RECORDS PROVIDED.
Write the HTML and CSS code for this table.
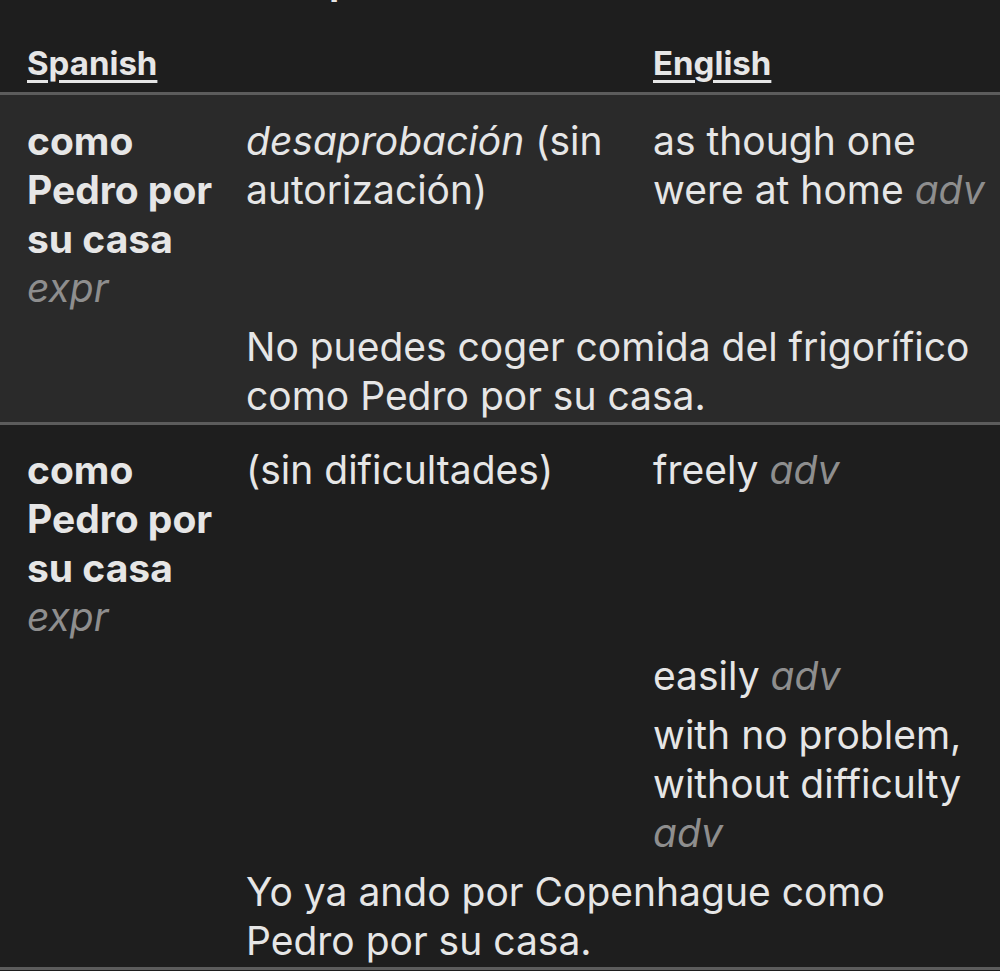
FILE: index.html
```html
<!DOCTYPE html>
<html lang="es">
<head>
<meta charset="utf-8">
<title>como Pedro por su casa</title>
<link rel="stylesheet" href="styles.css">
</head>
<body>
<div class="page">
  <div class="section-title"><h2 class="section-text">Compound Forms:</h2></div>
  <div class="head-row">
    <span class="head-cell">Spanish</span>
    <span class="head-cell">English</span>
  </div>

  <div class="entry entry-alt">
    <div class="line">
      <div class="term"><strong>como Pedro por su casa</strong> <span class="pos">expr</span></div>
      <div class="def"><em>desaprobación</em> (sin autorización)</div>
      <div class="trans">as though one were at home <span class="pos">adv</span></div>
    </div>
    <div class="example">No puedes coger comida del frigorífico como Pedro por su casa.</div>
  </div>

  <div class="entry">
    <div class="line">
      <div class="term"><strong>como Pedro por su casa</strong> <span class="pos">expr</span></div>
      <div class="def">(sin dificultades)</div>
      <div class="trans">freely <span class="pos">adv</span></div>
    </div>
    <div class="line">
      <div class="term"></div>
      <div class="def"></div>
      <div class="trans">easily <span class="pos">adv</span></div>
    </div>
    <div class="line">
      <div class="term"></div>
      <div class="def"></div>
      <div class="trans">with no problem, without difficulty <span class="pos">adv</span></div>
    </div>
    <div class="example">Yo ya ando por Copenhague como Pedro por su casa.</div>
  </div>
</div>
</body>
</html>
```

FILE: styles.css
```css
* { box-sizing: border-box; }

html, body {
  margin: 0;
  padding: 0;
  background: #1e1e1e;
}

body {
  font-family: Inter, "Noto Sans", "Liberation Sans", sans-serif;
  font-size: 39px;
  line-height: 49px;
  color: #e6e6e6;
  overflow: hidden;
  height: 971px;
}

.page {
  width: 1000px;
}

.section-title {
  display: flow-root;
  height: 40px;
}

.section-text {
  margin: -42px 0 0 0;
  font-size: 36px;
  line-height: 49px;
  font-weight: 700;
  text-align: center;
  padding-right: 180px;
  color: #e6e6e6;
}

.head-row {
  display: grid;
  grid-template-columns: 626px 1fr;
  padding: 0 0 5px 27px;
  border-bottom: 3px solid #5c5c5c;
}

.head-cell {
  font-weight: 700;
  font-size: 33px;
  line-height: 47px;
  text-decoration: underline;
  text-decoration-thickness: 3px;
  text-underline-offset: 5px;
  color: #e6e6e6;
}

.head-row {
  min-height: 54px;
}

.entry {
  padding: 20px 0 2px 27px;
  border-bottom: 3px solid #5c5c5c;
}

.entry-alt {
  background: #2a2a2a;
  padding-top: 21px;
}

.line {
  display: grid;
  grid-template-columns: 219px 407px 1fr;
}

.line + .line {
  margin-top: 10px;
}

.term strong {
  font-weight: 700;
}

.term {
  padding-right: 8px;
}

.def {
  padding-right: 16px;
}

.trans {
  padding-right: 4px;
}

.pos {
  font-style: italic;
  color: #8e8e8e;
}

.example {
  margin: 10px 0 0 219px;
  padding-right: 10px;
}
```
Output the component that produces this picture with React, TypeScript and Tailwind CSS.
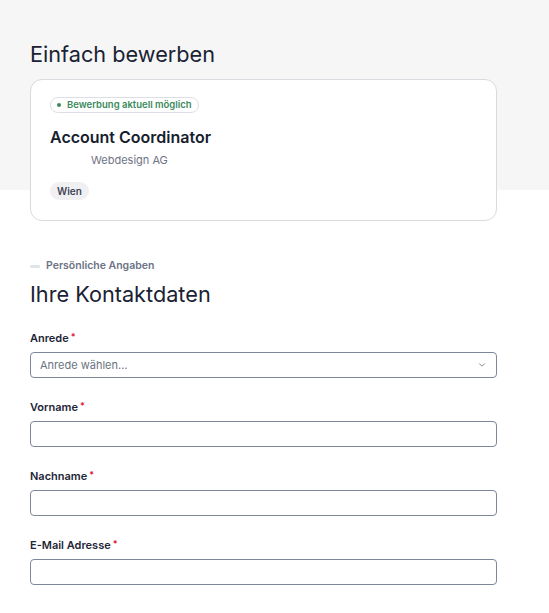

WRITTEN TASK. Pictures are not part of the copy; reproduce everything else in the records exactly.

EXERCISE SOLUTION.
Write the HTML and CSS code for this table.
FILE: index.html
```html
<!DOCTYPE html>
<html lang="es">
<head>
<meta charset="utf-8">
<title>como Pedro por su casa</title>
<link rel="stylesheet" href="styles.css">
</head>
<body>
<div class="page">
  <div class="section-title"><h2 class="section-text">Compound Forms:</h2></div>
  <div class="head-row">
    <span class="head-cell">Spanish</span>
    <span class="head-cell">English</span>
  </div>

  <div class="entry entry-alt">
    <div class="line">
      <div class="term"><strong>como Pedro por su casa</strong> <span class="pos">expr</span></div>
      <div class="def"><em>desaprobación</em> (sin autorización)</div>
      <div class="trans">as though one were at home <span class="pos">adv</span></div>
    </div>
    <div class="example">No puedes coger comida del frigorífico como Pedro por su casa.</div>
  </div>

  <div class="entry">
    <div class="line">
      <div class="term"><strong>como Pedro por su casa</strong> <span class="pos">expr</span></div>
      <div class="def">(sin dificultades)</div>
      <div class="trans">freely <span class="pos">adv</span></div>
    </div>
    <div class="line">
      <div class="term"></div>
      <div class="def"></div>
      <div class="trans">easily <span class="pos">adv</span></div>
    </div>
    <div class="line">
      <div class="term"></div>
      <div class="def"></div>
      <div class="trans">with no problem, without difficulty <span class="pos">adv</span></div>
    </div>
    <div class="example">Yo ya ando por Copenhague como Pedro por su casa.</div>
  </div>
</div>
</body>
</html>
```

FILE: styles.css
```css
* { box-sizing: border-box; }

html, body {
  margin: 0;
  padding: 0;
  background: #1e1e1e;
}

body {
  font-family: Inter, "Noto Sans", "Liberation Sans", sans-serif;
  font-size: 39px;
  line-height: 49px;
  color: #e6e6e6;
  overflow: hidden;
  height: 971px;
}

.page {
  width: 1000px;
}

.section-title {
  display: flow-root;
  height: 40px;
}

.section-text {
  margin: -42px 0 0 0;
  font-size: 36px;
  line-height: 49px;
  font-weight: 700;
  text-align: center;
  padding-right: 180px;
  color: #e6e6e6;
}

.head-row {
  display: grid;
  grid-template-columns: 626px 1fr;
  padding: 0 0 5px 27px;
  border-bottom: 3px solid #5c5c5c;
}

.head-cell {
  font-weight: 700;
  font-size: 33px;
  line-height: 47px;
  text-decoration: underline;
  text-decoration-thickness: 3px;
  text-underline-offset: 5px;
  color: #e6e6e6;
}

.head-row {
  min-height: 54px;
}

.entry {
  padding: 20px 0 2px 27px;
  border-bottom: 3px solid #5c5c5c;
}

.entry-alt {
  background: #2a2a2a;
  padding-top: 21px;
}

.line {
  display: grid;
  grid-template-columns: 219px 407px 1fr;
}

.line + .line {
  margin-top: 10px;
}

.term strong {
  font-weight: 700;
}

.term {
  padding-right: 8px;
}

.def {
  padding-right: 16px;
}

.trans {
  padding-right: 4px;
}

.pos {
  font-style: italic;
  color: #8e8e8e;
}

.example {
  margin: 10px 0 0 219px;
  padding-right: 10px;
}
```
Output the component that produces this picture with React, TypeScript and Tailwind CSS.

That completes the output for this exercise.